THIS MATTER is opened to the Court by a Second Motion to Compel (ECF No. 36)
filed by Plaintiffs Ricardo Garcia and Leonardo Mejia (“Plaintiffs”) and a Cross Motion to Strike
(the “Cross Motion”) (ECF No. 39) filed by Defendants Blue Bay Enterprises, LLC and Michael
Krikorian (“Defendants”). Because all the motions are related, the Court has considered these
submissions together, along with Plaintiffs’ Memorandum in Opposition to the Cross Motion
(“Plf.
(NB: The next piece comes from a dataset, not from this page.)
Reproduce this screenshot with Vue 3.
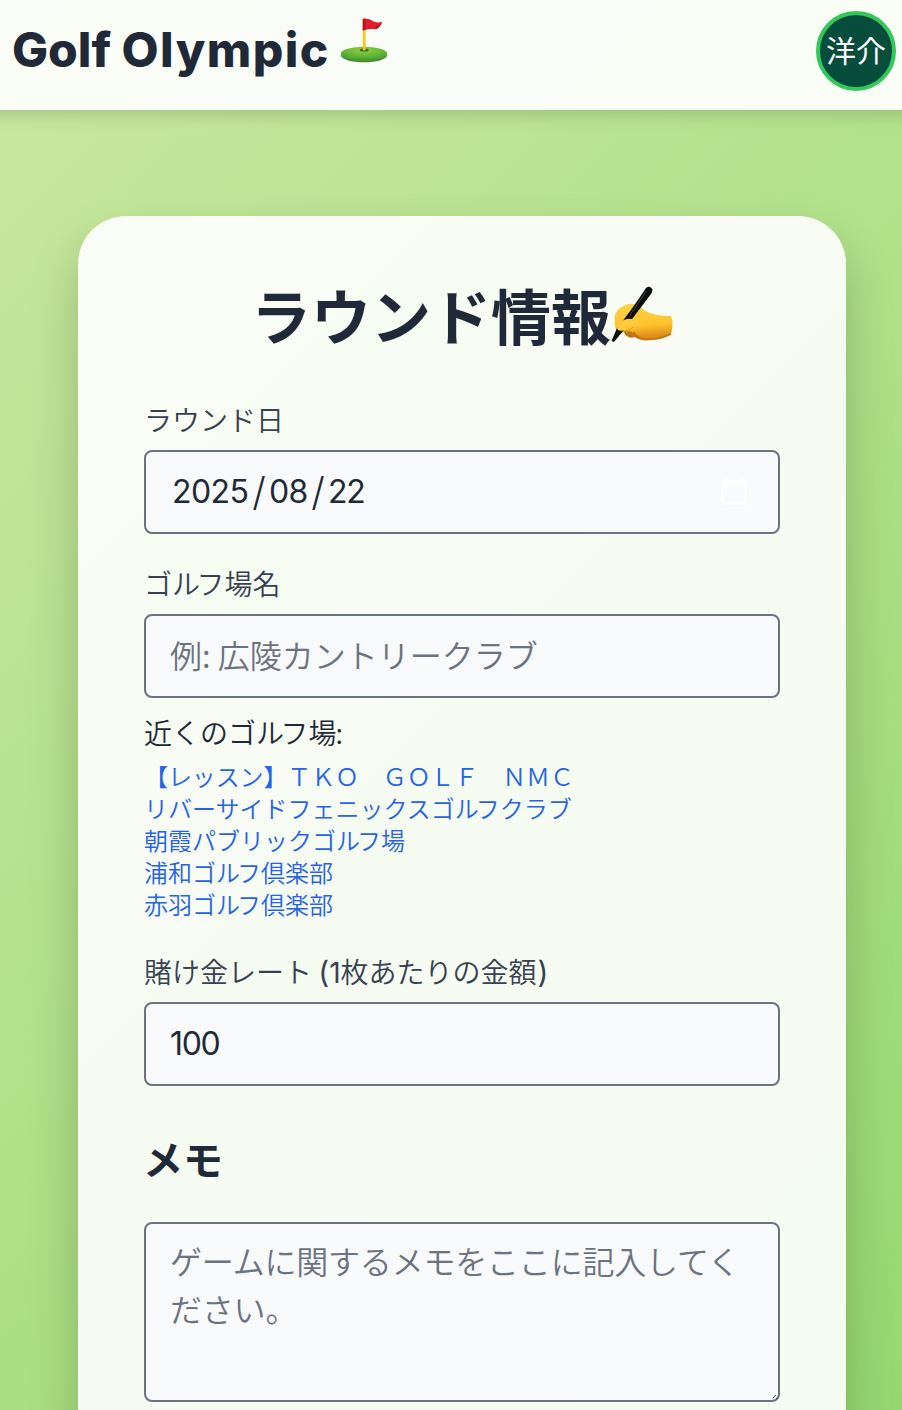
<script setup>
const clubs = [
  ['【レッスン】ＴＫＯ　ＧＯＬＦ　ＮＭＣ'],
  ['リバーサイドフェニックスゴ', 'ル', 'フクラブ'],
  ['朝霞パブリックゴ', 'ル', 'フ場'],
  ['浦和ゴ', 'ル', 'フ倶楽部'],
  ['赤羽ゴ', 'ル', 'フ倶楽部'],
]
</script>

<template>
  <div class="page">
    <header class="bar">
      <h1 class="brand">
        <span class="brand-name">Golf <span class="wide">Olympic</span></span>
        <svg class="flag" viewBox="0 0 48 46" aria-hidden="true">
          <defs>
            <radialGradient id="grass" cx=".5" cy=".25" r=".7">
              <stop offset="0" stop-color="#8fcf45" />
              <stop offset=".6" stop-color="#65b534" />
              <stop offset="1" stop-color="#469b36" />
            </radialGradient>
          </defs>
          <ellipse cx="24" cy="38" rx="23.3" ry="7.3" fill="#4b8a34" />
          <ellipse cx="24" cy="36.8" rx="23.2" ry="7" fill="url(#grass)" />
          <ellipse cx="24.2" cy="33" rx="4.5" ry="1.6" fill="#3c641d" />
          <path d="M22.8 1.5q1.5-1.5 2.8 0V33q-1.4 1.2-2.8 0z" fill="#f7c71c" />
          <path d="M22.800 2c5-1 8 .5 11 2.500q4 1.700 8.500.3-1.700 5.500-6.500 7.500c-4-.5-8-.1-13 1.200z" fill="#e61c2d" />
          <path d="M22.800 2l2.500-.3v11.300l-2.500.5zM36 9q3-1 5.500-3.500-2 5.500-6 7z" fill="#aa1725" />
        </svg>
      </h1>
      <div class="avatar"><span>洋介</span></div>
    </header>

    <main class="card">
      <h2 class="title">
        <span class="title-text">ラウンド情報</span>
        <svg class="hand" viewBox="0 0 62 60" aria-hidden="true">
          <defs>
            <linearGradient id="skin" x1="0" y1="0" x2=".15" y2="1">
              <stop offset="0" stop-color="#ffd64a" />
              <stop offset=".7" stop-color="#fdc32d" />
              <stop offset="1" stop-color="#e0911b" />
            </linearGradient>
          </defs>
          <path d="M12 43c2 8 7 10 12 8 4 3 9 4 16 3 7 0 14-2 20-5V35L40 34z" fill="#c47a17" />
          <path d="M4 40C3 31 3 27 9 22c6-4 9-5 13-4 5 0 8 2 11 6 7 4 14 6 27 6 2 4 2 13 0 17-10 4-17 5-25 5-8-1-12-6-17-7l-8 2q-5-1-6-7z" fill="url(#skin)" />
          <path d="M18 46q1 4 3 5M23 46q1 4 4 6M14 45q0 3 2 4" fill="none" stroke="#b9700f" stroke-width="1.300" />
          <path d="M35 2q4-3 6.500 1.500 0 3-3 6.500L12 45 3 56l-2.500-1L6 42Q20 25 35 2z" fill="#0d0d0d" />
          <path d="M35.500 5L19 29" stroke="#444" stroke-width="1" />
          <path d="M6 42.500q1-7 7-8.500 5-2 10-.5 5-1 8 1-5 5-9 6-5 4-10 4-5 1-6-2z" fill="#fdca39" />
          <path d="M13 45q5 0 9-4" fill="none" stroke="#dc951e" stroke-width="1" />
        </svg>
      </h2>

      <section class="field">
        <label class="label">ラウンド日</label>
        <div class="control date">
          <span class="date-text"><span class="year">2025</span><i>/</i><span class="month">08</span><i>/</i><span class="day">22</span></span>
          <svg class="calendar" viewBox="0 0 28 30" aria-hidden="true">
            <path fill-rule="evenodd" d="M4 0h4v3h12V0h4v3q3 0 3 3v19q0 3-3 3H4q-3 0-3-3V6q0-3 3-3zM4 10v15h20V10z" fill="#fff" />
          </svg>
        </div>
      </section>

      <section class="field">
        <label class="label">ゴ<span class="tight">ル</span>フ場名</label>
        <div class="control hint"><span class="example">例: 広陵カントリークラブ</span></div>
        <p class="near">近くのゴ<span class="tight">ル</span>フ場<span class="colon">:</span></p>
        <ul class="clubs">
          <li v-for="(parts, i) in clubs" :key="i"><span v-for="(part, j) in parts" :key="j" :class="{ tight: j === 1 }">{{ part }}</span></li>
        </ul>
      </section>

      <section class="field">
        <label class="label">賭け金レート <span class="latin open">(</span><span class="latin one">1</span>枚あたりの金額<span class="latin close">)</span></label>
        <div class="control"><span class="amount">100</span></div>
      </section>

      <h3 class="memo-title">メモ</h3>
      <div class="memo">ゲームに関するメモをここに記入してください。
        <svg class="grip" viewBox="0 0 6 6" aria-hidden="true"><path d="M1 4L4 1M4 5l1-1" stroke="#444" /></svg>
      </div>
    </main>
  </div>
</template>

<style>
body { margin: 0; overflow: hidden; }
</style>

<style scoped>
* { box-sizing: border-box; }
.page {
  height: 1410px;
  overflow: hidden;
  background: linear-gradient(135deg, #c9e8a0 0%, #b0e189 50%, #96d870 100%);
  font-family: "Noto Sans CJK JP", sans-serif;
  font-weight: 350;
  color: #1f2937;
}
.bar {
  height: 110px;
  padding: 0 6px 8px 12px;
  display: flex;
  align-items: center;
  justify-content: space-between;
  background: rgba(255, 255, 255, .92);
  box-shadow: 0 -12px 16px 16px rgba(0, 0, 0, .17);
}
.brand { margin: 0; display: flex; align-items: center; }
.brand-name {
  font: 800 48px/60px Inter, sans-serif;
  white-space: nowrap;
  width: 328px;
  margin-top: -2px;
}
.wide { letter-spacing: 1.4px; }
.flag { width: 48px; height: 46px; margin-top: -22px; }
.avatar {
  width: 80px;
  height: 80px;
  border: 4px solid #34c759;
  border-radius: 50%;
  background: #064e3b;
  color: #fff;
  display: flex;
  align-items: center;
  justify-content: center;
  font-size: 30px;
  line-height: 1;
  font-weight: 400;
  padding-bottom: 5px;
}
.card {
  width: 768px;
  height: 1300px;
  margin: 106px 0 0 78px;
  padding: 64px 66px;
  border-radius: 48px;
  background: rgba(255, 255, 255, .9);
  box-shadow: 0 25px 50px rgba(0, 0, 0, .2);
}
.title {
  margin: 0 0 47px;
  height: 72px;
  display: flex;
  justify-content: center;
  align-items: center;
  font-size: 60px;
  line-height: 72px;
  font-weight: 700;
  white-space: nowrap;
}
.title-text { padding-bottom: 5px; }
.hand { width: 62px; height: 60px; }
.field { margin-bottom: 29px; }
.label {
  display: block;
  height: 40px;
  margin-bottom: 11px;
  line-height: 40px;
  font-size: 28px;
  color: #374151;
  white-space: nowrap;
}
.tight { letter-spacing: -.13em; }
.colon { margin-left: -1px; }
.latin { font-family: Inter, sans-serif; font-weight: 400; font-size: 30px; line-height: 1; }
.open { margin-left: 0; }
.one { font-size: 28px; }
.close { margin-left: 1px; }
.control {
  height: 84px;
  border: 2px solid #6b7280;
  border-radius: 8px;
  background: #f9fafb;
  padding: 0 24px;
  display: flex;
  align-items: center;
  font-size: 32px;
  white-space: nowrap;
}
.example { padding-bottom: 5px; }
.date { justify-content: space-between; padding: 0 30px 0 26px; }
.date-text, .amount { font-family: Inter, sans-serif; font-weight: 400; padding-bottom: 1px; }
.date-text { display: flex; align-items: center; }
.date-text i { width: 20px; font-style: normal; font-weight: 300; font-size: 39px; line-height: 40px; text-align: center; }
.year { width: 77px; letter-spacing: -.6px; }
.month { width: 39px; letter-spacing: -.6px; }
.day { letter-spacing: -1.2px; }
.amount { letter-spacing: -1.3px; }
.calendar { width: 28px; height: 30px; }
.hint, .memo { color: #6b7280; }
.near { margin: 14px 0 0; height: 40px; line-height: 40px; font-size: 28px; }
.clubs {
  list-style: none;
  margin: 8px 0 31px;
  padding: 0;
  font-size: 24px;
  line-height: 32px;
  color: #2563eb;
  white-space: nowrap;
}
.clubs li:first-child { letter-spacing: -.12px; }
.memo-title { margin: 40px 0 0 -1px; height: 64px; font-size: 40px; line-height: 64px; font-weight: 700; }
.memo {
  position: relative;
  height: 180px;
  margin-top: 32px;
  padding: 12px 24px;
  border: 2px solid #6b7280;
  border-radius: 8px;
  background: #f9fafb;
  font-size: 32px;
  line-height: 48px;
  letter-spacing: -.2px;
}
.grip { position: absolute; right: 0; bottom: 0; width: 6px; height: 6px; }
</style>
Opp.” (ECF No. 40).)
Plaintiffs, who are former employees of Defendants, a restaurant and its owner, assert
claims for violations of the Fair Labor Standards Act (“FLSA”) and the New Jersey Wage and
Hour Law, as well as retaliation under New Jersey common law. (ECF No. 36 at 1.) Their
motion seeks an order compelling Defendants to respond to discovery requests and to appear for
depositions sought by Arturo Lopez (“Lopez”). (Id.) Lopez is an opt-in member of a collective
action under the FLSA. (Id.) Plaintiffs concede in a footnote, however, that Lopez missed the
Court-ordered deadline for filing his consent to join the collective action. (Id. at 2 n.2.) They
offer to provide the legal and factual authority in support of permitting Lopez to file his consent
form after that deadline. (Id.)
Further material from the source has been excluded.